In my quest to give up cancer for Lent, this is the day I have been dreading. It’s one thing to talk about vegetables, which I manage fairly well, giving up a bit of red meat is not such a big deal and, despite bitching about the lack of availability (which I may have solved thanks to some facebook conversations out of that post), I do pretty well with whole grains.
Today, however, I have to tackle the topic of alcohol.
Now, I’m no booze hound… but I love wine. I like it with dinner, I like it with desert, I like it with cheese, I like it without anything at all. I am also freely admit I am a beer snob. I shun Labatt’s or Molson for something with a little flavour. I like stout. I like porter. I like ales. I like beer.
To compound the problem, The Husband has become pretty damn great at making wine and beer. There are shelves of boxes in the basement calling to me. ‘Come sit in front of the fire with a nice glass of wine’ or ‘it’s been a long day, pour a beer and relax,’ they say. It’s really not right to ignore them you know.
Now, to be fair. An anti-cancer diet doesn’t mean I have to become a teetotaller. Beer and wine both have some pretty great cancer fighting properties. Red wine is rich in phytophenols which are believe to have anti-cancer properties, both attacking and preventing tumours. One study showed men who drank 4 glasses a week had 60% lower incidences of aggressive forms of prostate cancer.
Beer has similar benefits.

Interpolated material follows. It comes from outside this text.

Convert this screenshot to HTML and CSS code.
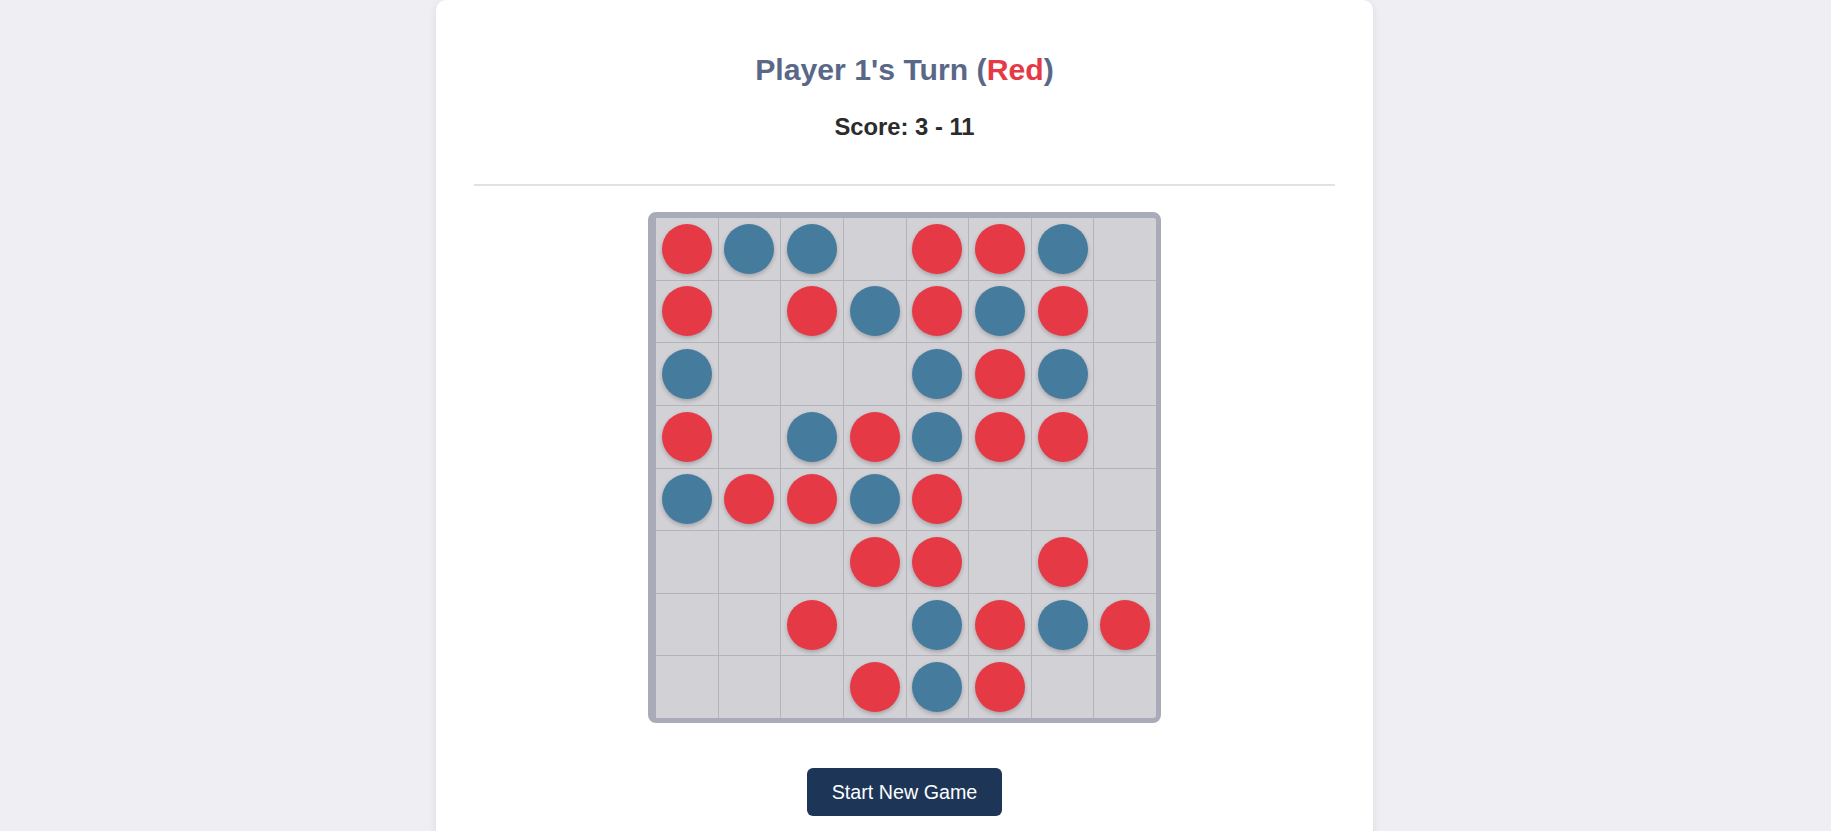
FILE: index.html
```html
<!DOCTYPE html>
<html lang="en">
<head>
<meta charset="utf-8">
<title>Connect Four</title>
<link rel="stylesheet" href="styles.css">
</head>
<body>
<main class="card">
  <header class="status">
    <h1 class="turn">Player 1's Turn (<span class="red-text">Red</span>)</h1>
    <h2 class="score">Score: 3 - 11</h2>
  </header>
  <hr class="divider">
  <div class="board">
    <div class="cell"><span class="disc red"></span></div>
    <div class="cell"><span class="disc blue"></span></div>
    <div class="cell"><span class="disc blue"></span></div>
    <div class="cell"></div>
    <div class="cell"><span class="disc red"></span></div>
    <div class="cell"><span class="disc red"></span></div>
    <div class="cell"><span class="disc blue"></span></div>
    <div class="cell"></div>

    <div class="cell"><span class="disc red"></span></div>
    <div class="cell"></div>
    <div class="cell"><span class="disc red"></span></div>
    <div class="cell"><span class="disc blue"></span></div>
    <div class="cell"><span class="disc red"></span></div>
    <div class="cell"><span class="disc blue"></span></div>
    <div class="cell"><span class="disc red"></span></div>
    <div class="cell"></div>

    <div class="cell"><span class="disc blue"></span></div>
    <div class="cell"></div>
    <div class="cell"></div>
    <div class="cell"></div>
    <div class="cell"><span class="disc blue"></span></div>
    <div class="cell"><span class="disc red"></span></div>
    <div class="cell"><span class="disc blue"></span></div>
    <div class="cell"></div>

    <div class="cell"><span class="disc red"></span></div>
    <div class="cell"></div>
    <div class="cell"><span class="disc blue"></span></div>
    <div class="cell"><span class="disc red"></span></div>
    <div class="cell"><span class="disc blue"></span></div>
    <div class="cell"><span class="disc red"></span></div>
    <div class="cell"><span class="disc red"></span></div>
    <div class="cell"></div>

    <div class="cell"><span class="disc blue"></span></div>
    <div class="cell"><span class="disc red"></span></div>
    <div class="cell"><span class="disc red"></span></div>
    <div class="cell"><span class="disc blue"></span></div>
    <div class="cell"><span class="disc red"></span></div>
    <div class="cell"></div>
    <div class="cell"></div>
    <div class="cell"></div>

    <div class="cell"></div>
    <div class="cell"></div>
    <div class="cell"></div>
    <div class="cell"><span class="disc red"></span></div>
    <div class="cell"><span class="disc red"></span></div>
    <div class="cell"></div>
    <div class="cell"><span class="disc red"></span></div>
    <div class="cell"></div>

    <div class="cell"></div>
    <div class="cell"></div>
    <div class="cell"><span class="disc red"></span></div>
    <div class="cell"></div>
    <div class="cell"><span class="disc blue"></span></div>
    <div class="cell"><span class="disc red"></span></div>
    <div class="cell"><span class="disc blue"></span></div>
    <div class="cell"><span class="disc red"></span></div>

    <div class="cell"></div>
    <div class="cell"></div>
    <div class="cell"></div>
    <div class="cell"><span class="disc red"></span></div>
    <div class="cell"><span class="disc blue"></span></div>
    <div class="cell"><span class="disc red"></span></div>
    <div class="cell"></div>
    <div class="cell"></div>
  </div>
  <div class="actions">
    <button class="new-game" type="button">Start New Game</button>
  </div>
</main>
</body>
</html>
```

FILE: styles.css
```css
html, body {
  margin: 0;
  padding: 0;
}

body {
  background: #eeeef3;
  font-family: "Liberation Sans", Arial, sans-serif;
  display: flex;
  justify-content: center;
  padding-right: 22px;
  height: 831px;
  overflow: hidden;
}

.card {
  box-sizing: border-box;
  width: 937px;
  min-height: 860px;
  background: #ffffff;
  border-radius: 10px;
  box-shadow: 0 2px 10px rgba(0, 0, 0, 0.08);
  padding: 52px 38px 0;
  display: flex;
  flex-direction: column;
  align-items: center;
}

.status {
  text-align: center;
}

.turn {
  margin: 0;
  font-size: 30.2px;
  line-height: 35px;
  font-weight: 700;
  color: #5a6887;
}

.red-text {
  color: #e63946;
}

.score {
  margin: 26px 0 0;
  font-size: 23.8px;
  line-height: 27px;
  font-weight: 700;
  color: #2b2b2b;
}

.divider {
  align-self: stretch;
  margin: 44px 0 0;
  border: 0;
  height: 2px;
  background: #e1e1e3;
}

.board {
  margin-top: 26px;
  box-sizing: content-box;
  width: 500px;
  height: 500px;
  border-style: solid;
  border-color: #a9acb8;
  border-width: 6px 5px 5px 8px;
  border-radius: 8px;
  background: #b3b3ba;
  display: grid;
  grid-template-columns: repeat(8, 1fr);
  grid-template-rows: repeat(8, 1fr);
  gap: 1px;
  overflow: hidden;
}

.cell {
  background: #d1d1d6;
  display: flex;
  align-items: center;
  justify-content: center;
}

.disc {
  width: 50px;
  height: 50px;
  border-radius: 50%;
  box-shadow: 0 2px 4px rgba(0, 0, 0, 0.22);
}

.disc.red {
  background: #e63946;
}

.disc.blue {
  background: #457b9d;
}

.actions {
  margin-top: 45px;
  display: flex;
  justify-content: center;
}

.new-game {
  box-sizing: border-box;
  height: 48px;
  padding: 0 25px;
  border: 0;
  border-radius: 6px;
  background: #1d3557;
  color: #ffffff;
  font-family: "Liberation Sans", Arial, sans-serif;
  font-size: 19.7px;
  cursor: pointer;
}
```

As I mentioned when I made my beer-braised pot roast the hops used in making beer has xanthohumol, a compound that inhibits the enzymes which trigger cancer. It is found in all beers but more prevalent in the meatier beers like stout and porter (I guess that means the triple-hopped red ale The Husband made recently is my favorite for a reason). There are even researchers developing a cancer fighting beer… wouldn’t that be wonderful?
That’s the good news. The bad news is that 3% of cancers can be directly related to alcohol consumption. Some studies show alcohol can potentially be a carcinogen, even with relatively low levels of consumption. Unfortunately, it is not clear cut. One study showed beer increased the risk of lung cancer but red wine reduced it. Other studies show alcohol increases the risk of mouth, esophageal and liver cancers. The risk of breast cancer also increases with alcohol consumption.
The Global Report by the World Cancer Research Fund and the American Institute for Cancer Research recommends avoiding alcohol altogether. It does, however, admit to evidence that alcohol can lower the risk of heart disease so it adds that, if people choose to drink alcohol, they should do so in moderation. They suggest no more than two drinks a day for men and no more than one for women.
I have to admit this one confuses me. What is moderation? One drink a day seems like a lot actually… but does that mean never have two… or is it okay to have three at a party if you didn’t have any in the past week? There is no cut and dry answer. I guess, in the end, it is just like red meat… a bit is manageable, just don’t go overboard.
I guess those bottles calling to me from the basement will have to age a bit before they get drunk.